Pour Roxana Family, la sensibilisation doit être réalisée bien en amont, dès l’université. « Traditionnellement, on a toujours considéré que les facultés de droit n'étaient pas là pour préparer à des métiers mais au droit. Aujourd’hui les choses changent, les mentalités évoluent », notamment grâce aux masters « très professionnalisants ». Mais à chaque niveau ses besoins, rappelle-t-elle. Dès la L3, il faudrait « introduire des modules très operationnels. Des mises en situation qui aident à s’approprier les valeurs et à comprendre la conduite à adopter dans tel ou tel contexte ». Et chaque master devrait « jouer le jeu » par rapport à sa spécialité. « Il faut connaitre la déontologie des organisations internationales quand on va dans un master international », illustre-t-elle.
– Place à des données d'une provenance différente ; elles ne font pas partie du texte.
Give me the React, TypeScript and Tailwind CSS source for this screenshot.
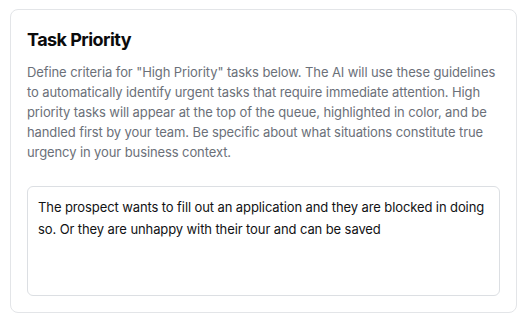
export default function App() {
  return (
    <div className="min-h-screen bg-white px-[10px] pt-[9px] font-['Inter',_sans-serif]">
      <section className="w-[507px] rounded-lg border border-[#e3e5e8] bg-white px-4 pb-4 pt-4">
        <h2 className="text-[18px] font-bold leading-7 tracking-[-0.55px] text-[#0b0b0c]">Task Priority</h2>
        <p className="mt-2 text-[13px] leading-5 tracking-[-0.1px] text-[#6b7079]">
          Define criteria for "High Priority" tasks below. The AI will use these guidelines to automatically identify
          urgent tasks that require immediate attention. High priority tasks will appear at the top of the queue,
          highlighted in color, and be handled first by your team. Be specific about what situations constitute true
          urgency in your business context.
        </p>
        <textarea
          className="mt-6 block h-[110px] w-full resize-none rounded-md border border-[#dcdfe3] px-2.5 pb-2.5 pt-[9px] text-[13px] leading-[22px] tracking-[-0.1px] text-[#111214] outline-none"
          defaultValue="The prospect wants to fill out an application and they are blocked in doing so. Or they are unhappy with their tour and can be saved"
        />
      </section>
    </div>
  );
}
Un exercice auquel croit beaucoup Alexandra Aumont, avocat associée et fondatrice du cabinet GKA Avocats. « Au-delà de l’objet de l’appréhension des règles de déontologie », cela permettrait aussi aux étudiants de « comprendre certains codes sociaux », estime-t-elle.

Enfin, Philippe Coen, fondateur de l’association Respect Zone (association spécialisée dans la lutte contre les cyber-violences, le harcèlement et les discriminations), a créé une clinique juridique des droits humains. En pratique, les entreprises partenaires donnent des dossiers aux étudiants de M1 membres de la clinique. « Il y a insuffisamment de cliniques juridiques en France, en particulier sur les droits humains et sur l’éthique », se désole le directeur juridique. Une situation à laquelle il faudrait remédier, afin de permettre aux « jeunes etudiants en droit de sortir avec un CV augmenté ».